Table 1 Comparison of total cost and computing time for 20- unit system

The total cost from the proposed method is less than that of NR and EHNN and the same as that of SQP. For the computational time, the proposed method is slightly faster than the others. Note the computer used in [11] is based on Intel Pentium IV, 1.4-GHz Celeron processor.

40-unit systems

The test system is from practical system of Taiwan power company (TPC) with 40 generating units [12]. In this case, ramp rate, emission and transmission constraints, and power loss are neglected. The proposed method is tested for three load demands of 10,500, 9,500 and 9,000 MW, and the obtained total costs are compared to those from SA, GA, HDE, and VSHDE in [12], IHNN [10], and QP method as in Table 2.

global-journal-technology-40-unit-system

Table 2 Comparison of total cost and computing time for 40- unit system

In all cases, the proposed method always obtains less total costs than the others except QP. However, the proposed method is faster than QP in all cases. Note the computational time from IHNN was from a Pentium 75 MHz PC and there is no report of computational times from the others.

Large-scale systems

The proposed method is also tested on various large-scale systems with deferent load demands. The large-scale systems here are based on the basic 40-unit system in Section 4.2. To obtain these large scale systems, the basic 40-unit system is duplicated. Ramp rate, emission and transmission constraints and power loss in these test systems are neglected.

For the systems up to 240 units, the results obtained from the methods are given in Table 3. In all cases, total costs from the proposed method are less than those from IHNN [10] and the same as those from QP. For computational time, the proposed method is faster than QP in all cases. It may not be directly comparable CPU times between the proposed method and IHN since different computers used. However, based on the CPU chip frequency, the CPU speed used by the proposed method is about 20 times faster than that from IHNN, but the CPU times obtained by the proposed method in all cases are more than 20 times faster than those from IHNN. Therefore, the proposed method could be faster than IHNN.

global-journal-technology-CPU-times-systems

Table 3 Comparison of total costs and CPU times for systems up to 240 units

For large-scale systems up to 1,200 units based on the basic 40-unit system, the load demand of 10,500 MW from the basic 40-unit system is adjusted proportionally to the system sizes.
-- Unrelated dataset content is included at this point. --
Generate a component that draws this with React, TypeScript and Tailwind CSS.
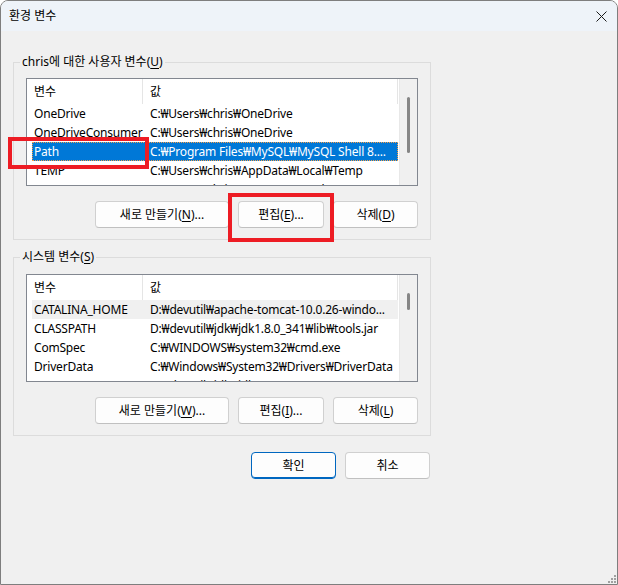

The obtained total costs and computational times from the proposed method are compared to those from QP method as in Table 4. For systems up to 240 units, total costs from the both methods are the same. However, for the systems having 320 units or above the QP method cannot find a feasible solution whereas the proposed method can easily find optimal solutions. Moreover, the proposed method is faster than QP for all test cases. Therefore, the proposed method is more efficient than the QP method in solving very large-scale systems.

global-journal-technology-costs-CPU-times

Table 4 Comparison of total costs and CPU times for systems up to 1,200 units

New England 39-bus system

The New England test system having 10 units and 39 buses and 46 transmission lines is considered in this case. The unit data is given in [1] and [13].

Emission and transmission constraints neglected: The schedule time horizon for the system is divided into 12 subintervals with duration of 1h for each. The load demand is given in [13]. The emission and transmission constraints and transmission loss of the system are neglected in this case.

The obtained total cost and CPU time from the proposed ALHN are compared to those from Hybrid HNN-QP [13] and QP as in Table 5. As shown in the table, the total cost from the proposed method is much less than that from Hybrid HNN-QP and equal to that from QP. For the CPU time, the proposed method is slightly slower than Hybrid HNN-QP and faster than QP method. However, the computer used for the proposed method is much slower than the one used for the Hybrid HNN-QP which is developed in an Intel Centrino Duo, 1.83GHz processor PC.

global-journal-technology-system-neglecting-emission

Table 5 Comparison of total costs and CPU times for 39-bus New England system neglecting emission and transmission constraints

Emission and transmission constraints included: The schedule time horizon for the system is 1h in daily generation scheduling divided into 12 intervals with duration of 5 minutes for each. The load demand, fuel cost, and SO2 emission rate are given in [1]. The maximum allowance of emission applied for each interval is 5,800 ton/interval. The system is tested on various cases with different constraints and the obtained results from the methods are compared as in Table 6.

global-journal-technology-39-bus-New-England

Table 6 Comparison of total costs and CPU times for 39-bus New England system with emission and transmission Constraints

In all cases, the proposed method obtains less total costs than those from LP method [1] and the same as those from QP or SQP methods. For computing times, the proposed method is slightly faster than the others. The computer used for the LP method is a Sun Spare Station 20.

The total costs for the first three cases from the proposed method are the same since the proposed method can find good dispatch solutions and the maximum allowance of emission is set higher than the emission level of units, leading to no ramp rate and emission limit effects to the solutions. When the transmission constraint is included, the total cost obtained from the proposed method is slightly increased. Among the transmission lines, only the line connecting buses 28-29 reaches its limit of 400 MW. As transmission losses are included, the total cost from the proposed method is increased by 1.3% with a total power loss of 596.92 MW.

Conclusion

In this paper, the ALHN method is efficiently used for solving ED problem with emission and transmission constraints. The proposed ALHN can easily handle both equality and inequality constraints by augmented Lagrangian function and variables limits by sigmoid function of the continuous Hopfield network. The test results show that the method can obtain the optimal solution in a fast computing manner, especially for large-scale systems. Therefore, the proposed ALHN is very favorable for solving large-scale economic dispatch problems with complicated constraints.